Early this morning I was out in the garden picking swiss chard, lettuce, broccoli, and beans, and I couldn't resist popping a fresh green bean into my mouth--without even washing it first.
I wouldn't have dared to do that last fall after cancer treatment kicked the legs out from under my immune system and made my intestines recoil from anything fresh, green, and crunchy. Chemotherapy and radiation drastically restricted my menu options--no salad, no raw veggies, no screaming-hot peppers, no sushi--and made cheese and other beloved items taste like compost. For weeks it seemed I lived on peanut butter, bananas, toast, and mashed potatoes.
Cancer also cramped my style in other ways: No rec center workouts. No movie theaters. No travel. No money.
Too many doctor visits. Not enough writing. Too much pain. Not enough sex.

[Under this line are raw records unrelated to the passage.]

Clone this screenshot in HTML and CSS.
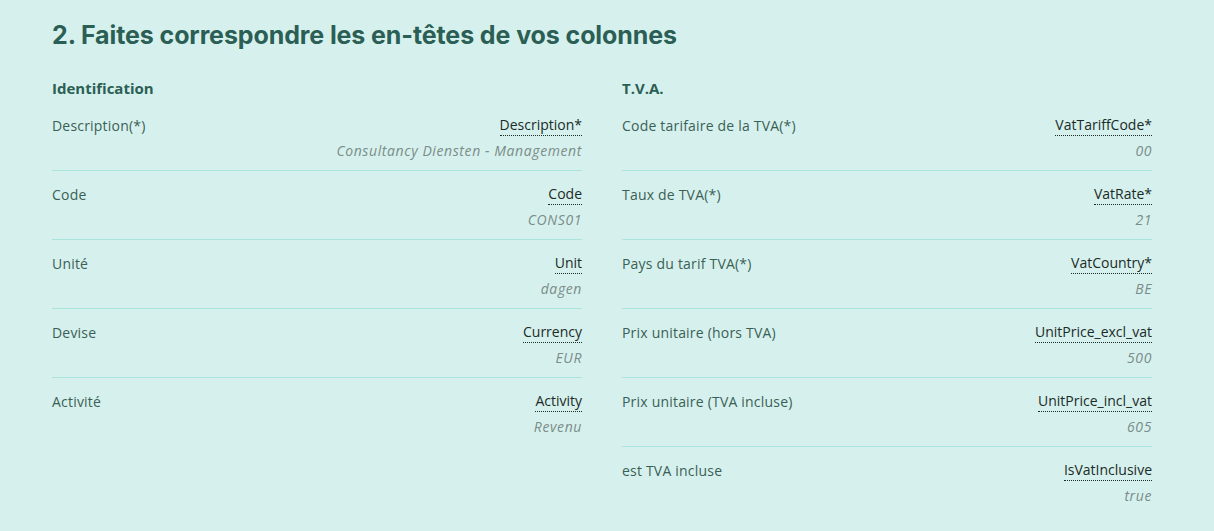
FILE: index.html
```html
<!DOCTYPE html>
<html lang="fr">

    <head>
        <meta charset="UTF-8">
        <meta name="viewport" content="width=device-width, initial-scale=1.0">
        <title>Correspondance des colonnes</title>
        <link rel="stylesheet" href="styles.css">
    </head>

    <body>

        <div class="holder">
            <h2 class="title">2. Faites correspondre les en-têtes de vos colonnes</h2>

            <div class="groups">
                <div class="group">
                    <h3 class="group-name">Identification</h3>
                    <div class="map">
                        <div class="label">Description(*)</div>
                        <div class="target">
                            <span class="field">Description*</span>
                            <span class="sample">Consultancy Diensten - Management</span>
                        </div>
                    </div>
                    <div class="map">
                        <div class="label">Code</div>
                        <div class="target">
                            <span class="field">Code</span>
                            <span class="sample">CONS01</span>
                        </div>
                    </div>
                    <div class="map">
                        <div class="label">Unité</div>
                        <div class="target">
                            <span class="field">Unit</span>
                            <span class="sample">dagen</span>
                        </div>
                    </div>
                    <div class="map">
                        <div class="label">Devise</div>
                        <div class="target">
                            <span class="field">Currency</span>
                            <span class="sample">EUR</span>
                        </div>
                    </div>
                    <div class="map">
                        <div class="label">Activité</div>
                        <div class="target">
                            <span class="field">Activity</span>
                            <span class="sample">Revenu</span>
                        </div>
                    </div>
                </div>

                <div class="group">
                    <h3 class="group-name">T.V.A.</h3>
                    <div class="map">
                        <div class="label">Code tarifaire de la TVA(*)</div>
                        <div class="target">
                            <span class="field">VatTariffCode*</span>
                            <span class="sample">00</span>
                        </div>
                    </div>
                    <div class="map">
                        <div class="label">Taux de TVA(*)</div>
                        <div class="target">
                            <span class="field">VatRate*</span>
                            <span class="sample">21</span>
                        </div>
                    </div>
                    <div class="map">
                        <div class="label">Pays du tarif TVA(*)</div>
                        <div class="target">
                            <span class="field">VatCountry*</span>
                            <span class="sample">BE</span>
                        </div>
                    </div>
                    <div class="map">
                        <div class="label">Prix unitaire (hors TVA)</div>
                        <div class="target">
                            <span class="field">UnitPrice_excl_vat</span>
                            <span class="sample">500</span>
                        </div>
                    </div>
                    <div class="map">
                        <div class="label">Prix unitaire (TVA incluse)</div>
                        <div class="target">
                            <span class="field">UnitPrice_incl_vat</span>
                            <span class="sample">605</span>
                        </div>
                    </div>
                    <div class="map">
                        <div class="label">est TVA incluse</div>
                        <div class="target">
                            <span class="field">IsVatInclusive</span>
                            <span class="sample">true</span>
                        </div>
                    </div>
                </div>
            </div>
        </div>

    </body>

</html>
```

FILE: styles.css
```css
:root {
    --bg: #d6f1ed;
    --title: #2b5e54;
    --label: #3b5f57;
    --field: #1b2b28;
    --sample: #7b8c89;
    --line: #a9e5dc;
}

body {
    margin: 0;
    background-color: var(--bg);
    font-family: 'Open Sans', 'Liberation Sans', sans-serif;
}

.holder {
    padding: 18px 62px 20px 52px;
}

.title {
    margin: 0;
    font-family: 'Inter', sans-serif;
    font-size: 25px;
    font-weight: 700;
    line-height: 34px;
    color: var(--title);
    letter-spacing: -0.1px;
}

.groups {
    margin-top: 25px;
    display: grid;
    grid-template-columns: 530px 530px;
    column-gap: 40px;
    align-items: start;
}

.group-name {
    margin: 0 0 3px;
    font-size: 15px;
    font-weight: 700;
    line-height: 22px;
    color: var(--title);
}

.map {
    display: flex;
    justify-content: space-between;
    padding: 13px 0 8px;
}

.map + .map {
    border-top: 1px solid var(--line);
}

.label {
    font-size: 14px;
    line-height: 22px;
    letter-spacing: 0.2px;
    color: var(--label);
}

.target {
    display: flex;
    flex-direction: column;
    align-items: flex-end;
    gap: 3px;
}

.field {
    font-size: 14px;
    line-height: 20px;
    color: var(--field);
    border-bottom: 1px dotted var(--field);
    margin-bottom: 1px;
}

.sample {
    font-size: 14px;
    line-height: 22px;
    font-style: italic;
    letter-spacing: 0.6px;
    color: var(--sample);
}
```
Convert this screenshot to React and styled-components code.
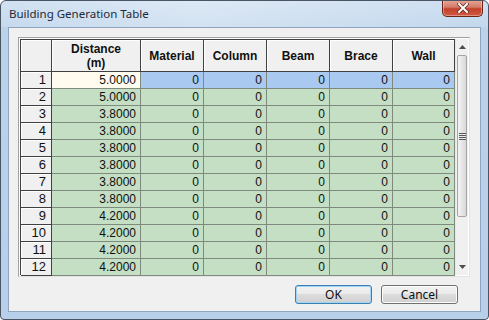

From the first I knew I would have to sort my activities into those I could give up and those I could not. I gladly sacrificed the responsibility for cleaning the catbox and bathrooms, but I suffered a few twinges of guilt on hiring a student to help in the garden. I could have taken a full medical leave from my job, but I'm happier when I'm working so I opted to give up half--and there was never any question which half. I get a great sense of accomplishment from administration, but given the choice, I'd rather be teaching.
In the midst of this constricted lifestyle, I tried to find moments of joy. They arrived in surprising forms--in a key lime pie, a phone call, a song, a book, a snuggle--and even when those moments were brief and fleeting, I clutched them the way a toddler clutches a lollipop, as if it's the last remaining drop of sweetness on earth.
Today I'm delighted to be getting my hands dirty in the garden and munching on fresh green beans, which seem sweeter after all those months of absence and blandness. Cancer temporarily restricted my ability to participate in the immense complex drama of life, but cancer also taught me to be grateful for the small moments of sweetness that punctuate the pain.